Search the data for the string "components" and gather each line it is in.

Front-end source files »
────

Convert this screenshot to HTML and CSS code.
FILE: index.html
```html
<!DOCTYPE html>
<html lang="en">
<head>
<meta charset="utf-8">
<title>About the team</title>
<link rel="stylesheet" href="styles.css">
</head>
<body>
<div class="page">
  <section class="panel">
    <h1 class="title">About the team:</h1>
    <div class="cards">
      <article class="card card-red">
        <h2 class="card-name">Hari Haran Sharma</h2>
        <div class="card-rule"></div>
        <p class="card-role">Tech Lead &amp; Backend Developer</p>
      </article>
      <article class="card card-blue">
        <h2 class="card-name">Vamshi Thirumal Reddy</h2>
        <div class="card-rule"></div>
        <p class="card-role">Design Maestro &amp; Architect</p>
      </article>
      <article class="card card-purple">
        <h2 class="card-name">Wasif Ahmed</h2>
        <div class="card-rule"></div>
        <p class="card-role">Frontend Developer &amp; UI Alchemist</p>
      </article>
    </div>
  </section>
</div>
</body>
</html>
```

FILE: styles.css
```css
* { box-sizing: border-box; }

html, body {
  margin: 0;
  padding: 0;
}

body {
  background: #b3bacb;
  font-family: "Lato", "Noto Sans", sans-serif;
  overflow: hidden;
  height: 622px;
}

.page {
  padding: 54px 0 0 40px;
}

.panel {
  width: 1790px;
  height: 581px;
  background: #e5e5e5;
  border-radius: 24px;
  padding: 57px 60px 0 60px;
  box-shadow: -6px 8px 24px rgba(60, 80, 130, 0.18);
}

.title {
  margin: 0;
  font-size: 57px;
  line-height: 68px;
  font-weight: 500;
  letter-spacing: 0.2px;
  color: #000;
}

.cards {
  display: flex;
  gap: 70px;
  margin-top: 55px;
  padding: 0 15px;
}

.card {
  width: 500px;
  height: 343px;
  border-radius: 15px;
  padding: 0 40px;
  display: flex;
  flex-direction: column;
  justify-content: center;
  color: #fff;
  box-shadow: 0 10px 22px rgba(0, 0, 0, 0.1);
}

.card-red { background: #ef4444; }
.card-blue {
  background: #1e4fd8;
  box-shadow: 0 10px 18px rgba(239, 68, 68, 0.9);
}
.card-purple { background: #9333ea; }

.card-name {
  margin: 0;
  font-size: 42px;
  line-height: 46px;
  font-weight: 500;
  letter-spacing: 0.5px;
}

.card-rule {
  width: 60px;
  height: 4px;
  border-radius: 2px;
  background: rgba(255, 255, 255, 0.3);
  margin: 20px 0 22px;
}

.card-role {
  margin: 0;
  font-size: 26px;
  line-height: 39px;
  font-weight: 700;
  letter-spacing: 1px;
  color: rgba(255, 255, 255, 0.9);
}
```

────

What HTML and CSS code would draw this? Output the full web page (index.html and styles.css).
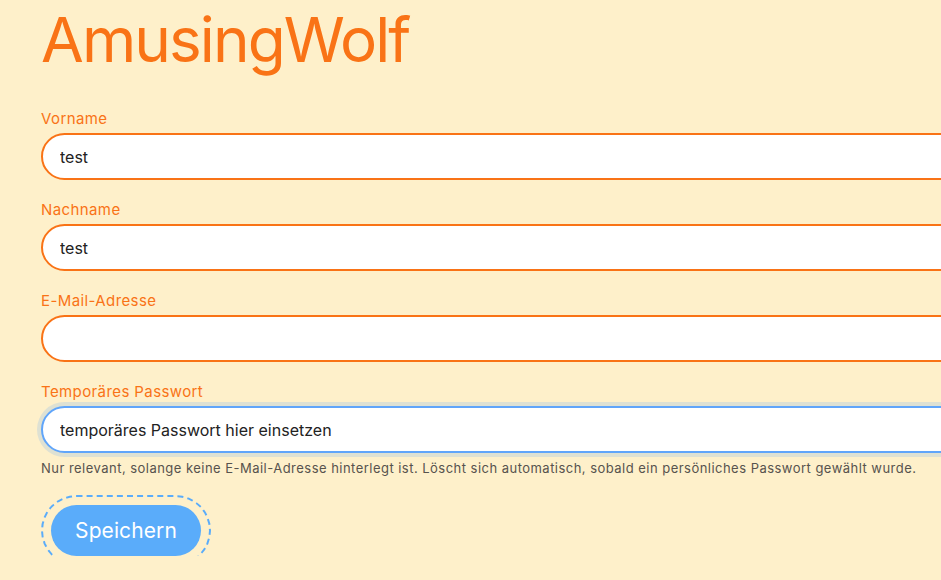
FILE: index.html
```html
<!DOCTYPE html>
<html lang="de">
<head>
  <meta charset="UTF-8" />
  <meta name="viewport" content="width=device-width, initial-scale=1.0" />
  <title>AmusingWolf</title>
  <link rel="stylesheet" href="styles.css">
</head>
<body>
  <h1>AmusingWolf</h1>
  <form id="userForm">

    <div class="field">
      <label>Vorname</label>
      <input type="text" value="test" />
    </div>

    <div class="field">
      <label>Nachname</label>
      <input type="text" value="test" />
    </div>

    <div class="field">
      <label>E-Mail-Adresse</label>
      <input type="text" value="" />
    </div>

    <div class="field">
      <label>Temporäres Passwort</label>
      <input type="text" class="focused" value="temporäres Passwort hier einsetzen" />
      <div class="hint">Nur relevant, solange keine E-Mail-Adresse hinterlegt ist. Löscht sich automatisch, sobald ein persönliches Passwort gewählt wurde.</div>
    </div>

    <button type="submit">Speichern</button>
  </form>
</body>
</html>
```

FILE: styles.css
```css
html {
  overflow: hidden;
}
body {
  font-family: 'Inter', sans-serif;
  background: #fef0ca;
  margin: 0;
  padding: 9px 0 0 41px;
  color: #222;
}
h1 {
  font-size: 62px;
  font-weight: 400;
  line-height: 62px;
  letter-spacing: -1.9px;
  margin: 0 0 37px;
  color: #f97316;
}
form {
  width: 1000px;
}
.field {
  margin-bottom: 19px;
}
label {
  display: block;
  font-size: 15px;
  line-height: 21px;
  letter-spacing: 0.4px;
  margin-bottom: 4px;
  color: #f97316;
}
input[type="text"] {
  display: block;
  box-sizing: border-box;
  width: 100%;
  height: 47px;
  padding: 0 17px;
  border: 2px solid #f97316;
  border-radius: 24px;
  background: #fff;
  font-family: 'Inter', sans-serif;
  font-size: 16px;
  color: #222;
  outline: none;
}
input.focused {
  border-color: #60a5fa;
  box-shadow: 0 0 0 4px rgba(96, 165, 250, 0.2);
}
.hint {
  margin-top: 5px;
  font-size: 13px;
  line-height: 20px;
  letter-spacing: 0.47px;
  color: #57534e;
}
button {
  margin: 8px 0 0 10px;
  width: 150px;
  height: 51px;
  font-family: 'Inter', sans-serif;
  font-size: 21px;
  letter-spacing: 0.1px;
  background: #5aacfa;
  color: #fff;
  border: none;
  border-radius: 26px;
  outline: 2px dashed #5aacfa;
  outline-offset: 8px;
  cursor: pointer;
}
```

────

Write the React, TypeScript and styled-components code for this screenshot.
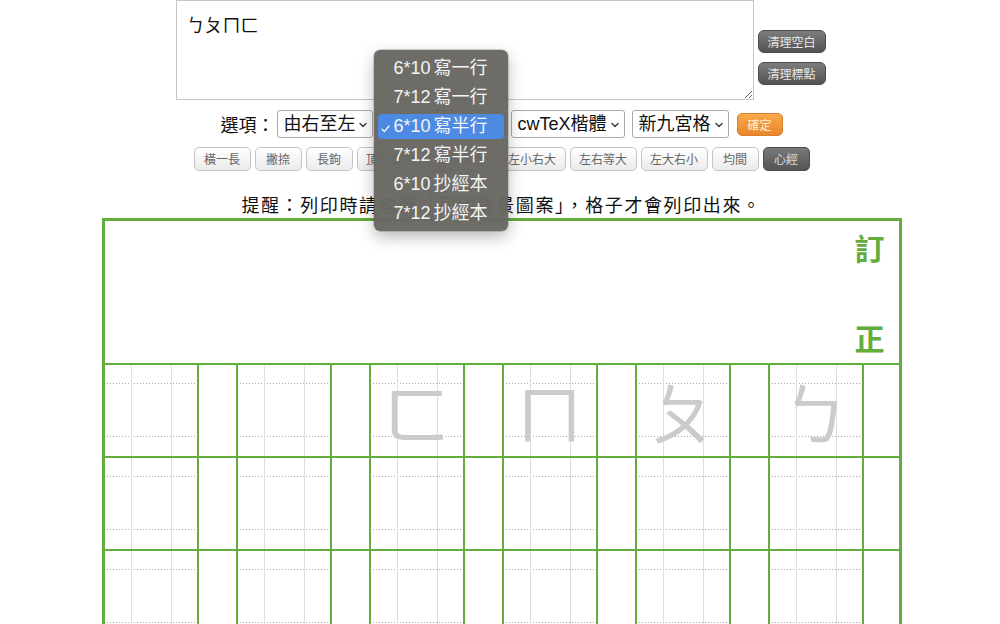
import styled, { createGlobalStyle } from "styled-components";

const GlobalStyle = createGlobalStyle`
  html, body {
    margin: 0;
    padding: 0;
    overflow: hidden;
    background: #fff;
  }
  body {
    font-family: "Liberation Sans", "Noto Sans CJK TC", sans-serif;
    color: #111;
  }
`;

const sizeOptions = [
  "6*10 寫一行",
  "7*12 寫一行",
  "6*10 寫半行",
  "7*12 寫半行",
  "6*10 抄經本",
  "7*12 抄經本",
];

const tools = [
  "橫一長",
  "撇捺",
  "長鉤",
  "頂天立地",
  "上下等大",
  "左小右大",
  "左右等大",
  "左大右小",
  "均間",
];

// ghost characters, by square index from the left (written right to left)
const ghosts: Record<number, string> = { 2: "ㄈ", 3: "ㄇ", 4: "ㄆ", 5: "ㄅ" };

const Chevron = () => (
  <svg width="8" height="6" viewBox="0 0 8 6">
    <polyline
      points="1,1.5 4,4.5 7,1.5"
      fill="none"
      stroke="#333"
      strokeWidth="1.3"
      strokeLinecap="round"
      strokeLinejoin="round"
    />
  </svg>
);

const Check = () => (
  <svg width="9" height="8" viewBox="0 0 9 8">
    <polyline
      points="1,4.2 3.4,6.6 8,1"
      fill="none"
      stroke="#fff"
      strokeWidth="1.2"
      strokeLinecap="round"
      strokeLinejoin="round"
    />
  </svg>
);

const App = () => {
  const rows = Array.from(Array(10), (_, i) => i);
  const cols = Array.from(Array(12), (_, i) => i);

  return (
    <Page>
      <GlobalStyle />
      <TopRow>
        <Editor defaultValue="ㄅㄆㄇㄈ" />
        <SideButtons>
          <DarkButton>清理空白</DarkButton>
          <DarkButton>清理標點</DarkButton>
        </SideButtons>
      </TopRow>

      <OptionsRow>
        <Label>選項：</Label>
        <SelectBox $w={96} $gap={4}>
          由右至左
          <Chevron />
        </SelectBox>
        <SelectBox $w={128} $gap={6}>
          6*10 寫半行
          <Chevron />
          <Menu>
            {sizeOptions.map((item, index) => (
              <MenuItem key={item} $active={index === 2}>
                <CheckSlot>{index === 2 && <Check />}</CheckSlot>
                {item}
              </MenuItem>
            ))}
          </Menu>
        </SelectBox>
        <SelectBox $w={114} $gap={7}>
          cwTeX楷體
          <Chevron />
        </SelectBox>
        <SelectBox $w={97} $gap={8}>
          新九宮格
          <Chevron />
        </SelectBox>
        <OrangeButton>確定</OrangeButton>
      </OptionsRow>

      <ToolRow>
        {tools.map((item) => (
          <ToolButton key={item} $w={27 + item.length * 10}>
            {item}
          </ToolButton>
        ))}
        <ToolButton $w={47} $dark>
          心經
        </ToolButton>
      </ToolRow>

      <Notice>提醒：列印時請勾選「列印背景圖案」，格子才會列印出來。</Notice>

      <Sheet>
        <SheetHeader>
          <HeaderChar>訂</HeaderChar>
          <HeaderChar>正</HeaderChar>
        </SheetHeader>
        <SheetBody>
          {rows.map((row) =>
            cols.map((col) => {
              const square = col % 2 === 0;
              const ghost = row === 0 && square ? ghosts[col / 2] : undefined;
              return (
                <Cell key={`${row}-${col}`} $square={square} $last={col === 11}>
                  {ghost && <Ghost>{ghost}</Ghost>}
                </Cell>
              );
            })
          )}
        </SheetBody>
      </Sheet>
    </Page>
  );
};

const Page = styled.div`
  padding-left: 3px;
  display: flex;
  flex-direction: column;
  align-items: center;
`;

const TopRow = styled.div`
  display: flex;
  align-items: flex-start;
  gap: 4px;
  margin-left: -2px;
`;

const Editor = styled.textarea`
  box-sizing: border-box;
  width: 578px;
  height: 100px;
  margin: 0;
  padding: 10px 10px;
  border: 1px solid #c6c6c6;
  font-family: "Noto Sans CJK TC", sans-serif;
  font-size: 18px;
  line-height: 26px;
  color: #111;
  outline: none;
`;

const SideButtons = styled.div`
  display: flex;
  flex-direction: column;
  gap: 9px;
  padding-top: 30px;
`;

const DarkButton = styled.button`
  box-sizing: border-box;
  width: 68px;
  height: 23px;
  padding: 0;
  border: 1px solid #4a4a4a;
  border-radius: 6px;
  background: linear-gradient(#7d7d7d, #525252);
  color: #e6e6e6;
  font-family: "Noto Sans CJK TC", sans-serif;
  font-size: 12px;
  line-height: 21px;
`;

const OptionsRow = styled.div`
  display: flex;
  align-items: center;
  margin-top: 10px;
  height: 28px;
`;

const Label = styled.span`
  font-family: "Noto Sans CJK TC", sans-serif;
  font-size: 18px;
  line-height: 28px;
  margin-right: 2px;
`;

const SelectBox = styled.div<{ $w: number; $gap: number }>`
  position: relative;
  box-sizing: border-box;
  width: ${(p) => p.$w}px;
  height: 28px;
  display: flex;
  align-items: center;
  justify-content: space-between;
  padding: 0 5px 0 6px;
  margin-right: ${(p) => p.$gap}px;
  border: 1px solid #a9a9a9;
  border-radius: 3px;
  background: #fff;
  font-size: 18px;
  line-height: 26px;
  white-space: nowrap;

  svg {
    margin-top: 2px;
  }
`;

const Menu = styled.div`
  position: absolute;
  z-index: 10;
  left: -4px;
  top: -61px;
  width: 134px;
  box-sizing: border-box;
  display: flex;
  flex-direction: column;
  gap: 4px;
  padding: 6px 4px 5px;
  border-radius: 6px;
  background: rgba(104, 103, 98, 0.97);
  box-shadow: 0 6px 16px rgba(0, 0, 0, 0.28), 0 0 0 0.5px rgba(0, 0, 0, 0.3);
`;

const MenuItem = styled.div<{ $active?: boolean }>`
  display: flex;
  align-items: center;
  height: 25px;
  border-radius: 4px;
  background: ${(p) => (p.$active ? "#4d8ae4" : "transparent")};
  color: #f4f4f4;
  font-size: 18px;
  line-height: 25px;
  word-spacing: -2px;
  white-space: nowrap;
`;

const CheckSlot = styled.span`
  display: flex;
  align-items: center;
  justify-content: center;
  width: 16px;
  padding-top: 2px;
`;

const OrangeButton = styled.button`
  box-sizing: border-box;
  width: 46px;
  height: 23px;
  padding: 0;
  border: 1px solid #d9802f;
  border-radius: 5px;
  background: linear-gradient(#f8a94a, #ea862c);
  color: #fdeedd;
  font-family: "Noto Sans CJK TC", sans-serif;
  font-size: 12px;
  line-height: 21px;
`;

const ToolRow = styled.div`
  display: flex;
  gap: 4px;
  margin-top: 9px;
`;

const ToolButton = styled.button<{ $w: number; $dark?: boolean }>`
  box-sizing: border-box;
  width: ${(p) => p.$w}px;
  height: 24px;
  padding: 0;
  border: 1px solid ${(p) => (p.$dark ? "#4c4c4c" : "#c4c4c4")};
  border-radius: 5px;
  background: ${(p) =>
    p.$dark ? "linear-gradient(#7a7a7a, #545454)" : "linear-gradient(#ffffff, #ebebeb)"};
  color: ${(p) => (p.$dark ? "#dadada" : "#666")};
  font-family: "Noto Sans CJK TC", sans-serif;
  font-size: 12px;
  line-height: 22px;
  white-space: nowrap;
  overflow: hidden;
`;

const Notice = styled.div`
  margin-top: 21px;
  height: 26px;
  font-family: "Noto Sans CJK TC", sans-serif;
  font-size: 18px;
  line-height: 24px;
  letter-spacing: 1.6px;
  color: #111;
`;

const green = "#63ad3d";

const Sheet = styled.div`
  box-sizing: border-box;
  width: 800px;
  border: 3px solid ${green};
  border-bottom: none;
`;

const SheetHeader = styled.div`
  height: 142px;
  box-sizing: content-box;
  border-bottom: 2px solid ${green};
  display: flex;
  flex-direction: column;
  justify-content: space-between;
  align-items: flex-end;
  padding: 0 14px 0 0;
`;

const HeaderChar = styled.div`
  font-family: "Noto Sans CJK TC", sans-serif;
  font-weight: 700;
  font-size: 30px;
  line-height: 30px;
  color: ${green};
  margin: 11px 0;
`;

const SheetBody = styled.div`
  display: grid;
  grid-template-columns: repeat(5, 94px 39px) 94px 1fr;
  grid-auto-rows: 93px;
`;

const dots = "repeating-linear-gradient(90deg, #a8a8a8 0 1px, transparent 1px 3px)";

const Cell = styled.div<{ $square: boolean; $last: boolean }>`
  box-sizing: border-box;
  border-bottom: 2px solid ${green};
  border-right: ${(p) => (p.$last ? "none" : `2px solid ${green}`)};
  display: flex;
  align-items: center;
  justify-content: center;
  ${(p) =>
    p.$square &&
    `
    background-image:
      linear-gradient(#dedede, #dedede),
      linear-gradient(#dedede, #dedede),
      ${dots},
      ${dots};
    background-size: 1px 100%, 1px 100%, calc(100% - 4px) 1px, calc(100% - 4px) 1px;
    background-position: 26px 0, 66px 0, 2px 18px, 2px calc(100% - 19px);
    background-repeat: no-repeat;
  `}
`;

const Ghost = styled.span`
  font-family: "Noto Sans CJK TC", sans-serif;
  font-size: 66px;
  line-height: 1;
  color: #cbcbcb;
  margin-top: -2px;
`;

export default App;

────

Answer to this task »
Write the React, TypeScript and styled-components code for this screenshot.
import styled, { createGlobalStyle } from "styled-components";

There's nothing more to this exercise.